SCOTUS cowers: “Too hot to handle”

Rather than ruling on the merits of the case, Justices run for the hills.

OK, the WSJ had it right … and we had it wrong.

Recognizing that they would be caught between a rock and a hard place, the SCOTUS channeled Sgt. Shultz claim (“I hear nothing, I see nothing”) to stay out of the election dispute.

For the record, here’s the first part of the official SCOTUS statement:


The State of Texas’s motion for leave to file a bill of complaint is denied for lack of standing under Article III of the Constitution.

Texas has not demonstrated a judicially cognizable interest in the manner in which another State conducts its elections.

All other pending motions are dismissed as moot.

The key point: This isn’t a ruling on the merits of the case, i.e. whether there was election fraud and rigging … or not.

The Court just decided to rule on procedural technicalities and leave the merits of the case open for all of us to decide.

Let’s parse the courts statement….


The 2 key phrases are highlighted above: “lack of standing” and “a judicially cognizable interest.”

The former, “standing”, suggests that Texas — as an individual state — has no right to a hearing. That is, technically speaking, Texas wasn’t harmed … and everybody knows “no harm, no foul.”

The statement is silent on whether  the handful of  states that joined Texas in the motion were collectively harmed.

And, the statement is silent on whether Pres.
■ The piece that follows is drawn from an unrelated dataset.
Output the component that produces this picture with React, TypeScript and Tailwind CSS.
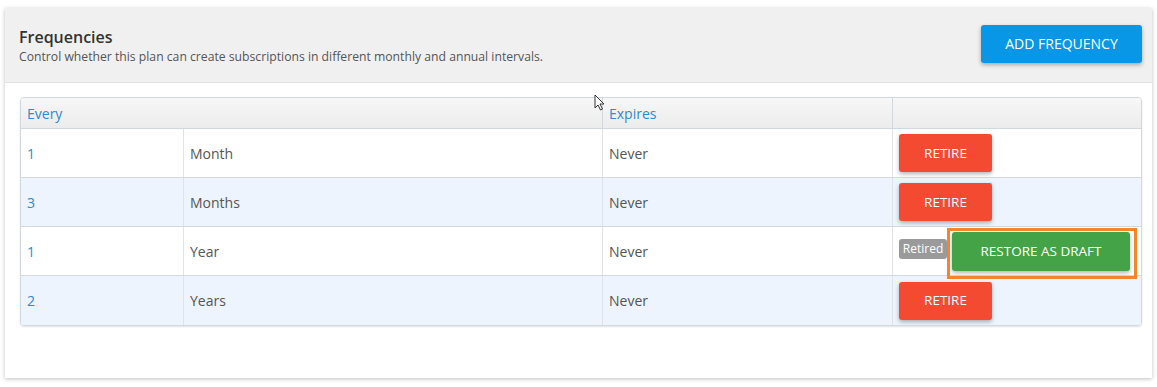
import React from "react";

const rows = [
  { every: "1", unit: "Month", expires: "Never", retired: false },
  { every: "3", unit: "Months", expires: "Never", retired: false },
  { every: "1", unit: "Year", expires: "Never", retired: true },
  { every: "2", unit: "Years", expires: "Never", retired: false },
];

const RetireButton = () => (
  <button className="w-[93px] h-[38px] rounded-[3px] bg-[#f44a32] text-white text-[13.5px] shadow-[0_2px_4px_rgba(0,0,0,0.3)]">
    RETIRE
  </button>
);

export default function App() {
  return (
    <div
      className="relative w-[1157px] h-[387px] bg-white pt-[8px] pl-[5px]"
      style={{ fontFamily: '"Open Sans", "Noto Sans", sans-serif' }}
    >
      <div className="w-[1147px] h-[370px] bg-white shadow-[0_1px_4px_rgba(0,0,0,0.25)]">
        <div className="h-[75px] bg-[#f0f0f1] border-b border-[#e2e2e4] flex items-center justify-between pl-[14px] pr-[10px]">
          <div className="mt-[2px]">
            <div className="text-[16px] font-semibold text-[#333] leading-[22px]">Frequencies</div>
            <div className="text-[12.2px] text-[#555] leading-[18px]">
              Control whether this plan can create subscriptions in different monthly and annual intervals.
            </div>
          </div>
          <button className="w-[161px] h-[38px] -mt-[3px] rounded-[3px] bg-[#0896e6] text-white text-[14px] shadow-[0_2px_4px_rgba(0,0,0,0.3)]">
            ADD FREQUENCY
          </button>
        </div>

        <div className="pt-[14px] pl-[15px]">
          <div className="w-[1122px] border border-[#d3d8df] rounded-[4px] overflow-hidden shadow-[0_1px_2px_rgba(0,0,0,0.12)] text-[14px]">
            <div className="grid grid-cols-[582px_290px_1fr] h-[31px] bg-gradient-to-b from-[#f7f7f7] to-[#ececec] border-b border-[#d3d8df] text-[#2b8bd3]">
              <div className="px-[6px] flex items-center border-r border-[#d3d8df]">Every</div>
              <div className="px-[6px] flex items-center border-r border-[#d3d8df]">Expires</div>
              <div />
            </div>
            {rows.map((r, i) => (
              <div
                key={i}
                className={`grid grid-cols-[163px_419px_290px_1fr] h-[49px] ${
                  i % 2 === 1 ? "bg-[#edf4fd]" : "bg-white"
                } ${i < rows.length - 1 ? "border-b border-[#d3d8df]" : ""}`}
              >
                <div className="px-[6px] flex items-center text-[#2b8bd3] border-r border-[#dfe3e8]">{r.every}</div>
                <div className="px-[6px] flex items-center text-[#555] border-r border-[#dfe3e8]">{r.unit}</div>
                <div className="px-[6px] flex items-center text-[#555] border-r border-[#dfe3e8]">{r.expires}</div>
                <div className="pl-[6px] flex items-center">
                  {r.retired ? (
                    <div className="flex items-center gap-[5px]">
                      <span className="h-[20px] w-[48px] -mt-[4px] text-center rounded-[3px] bg-[#9a9a9a] text-white text-[12px] leading-[20px]">
                        Retired
                      </span>
                      <div className="relative">
                        <button className="w-[178px] h-[39px] rounded-[3px] bg-[#44a247] text-white text-[13.5px] shadow-[0_2px_4px_rgba(0,0,0,0.3)]">
                          RESTORE AS DRAFT
                        </button>
                        <span className="absolute -left-[5px] -top-[4px] -right-[7px] -bottom-[8px] border-[3px] border-[#f5852a] pointer-events-none" />
                      </div>
                    </div>
                  ) : (
                    <RetireButton />
                  )}
                </div>
              </div>
            ))}
          </div>
        </div>
      </div>

      <svg className="absolute left-[594px] top-[94px]" width="12" height="18" viewBox="0 0 12 18">
        <path d="M1 1 L1 14 L4 11 L6.5 16 L8.5 15 L6 10 L10 10 Z" fill="white" stroke="#333" strokeWidth="1" />
      </svg>
    </div>
  );
}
Trump — who also joined the motion — was individually harmed if the case could be proven on its merits.

Noting the big “if” … surely, the latter is true.


In plain English, “a judicially cognizable interest” means that the Court is saying that the case is outside of its jurisdiction.

To the contrary, Texas claimed:

This Court is the sole forum in which to exercise the jurisdictional basis for this action.

No court — other than this Court —can redress constitutional injuries spanning multiple States with the sufficient number of states joined as defendants.

Anybody remember when candidate Al Gore was alleged to be illegally soliciting campaign contributions?

In defense, Gore claimed that “there is no controlling legal authority that says that any of these activities violated any law.”

Apparently, SCOTUS internalized Gore’s line of argument: if state courts claim it’s not their job … and SCOTUS can claim that they don’t have “original jurisdiction” and aren’t a controlling authority … then there’s nothing illegal, right?


Not all Justices concurred with the statement.

There was a second part: a “Statement of Justice Alito, with whom Justice Thomas joins:

In my view, we do not have discretion to deny the filing of a bill of complaint in a case that falls within our original jurisdiction.

See Arizona v. California, 589 U. S. ___ (Feb. 24, 2020) (Thomas, J., dissenting).

I would therefore grant the motion to file the bill of complaint but would not grant other relief, and I express no view on any other issue.

Though they explicitly avoid any views on the merits of the case or support for any injunctions while the case were being heard, Alito and Thomas concluded that the case should at  least be heard on its merits.

Trump-appointed Justices Kavanaugh, Gorsuch and Barrett thought otherwise.

That should give Dems comfort going forward.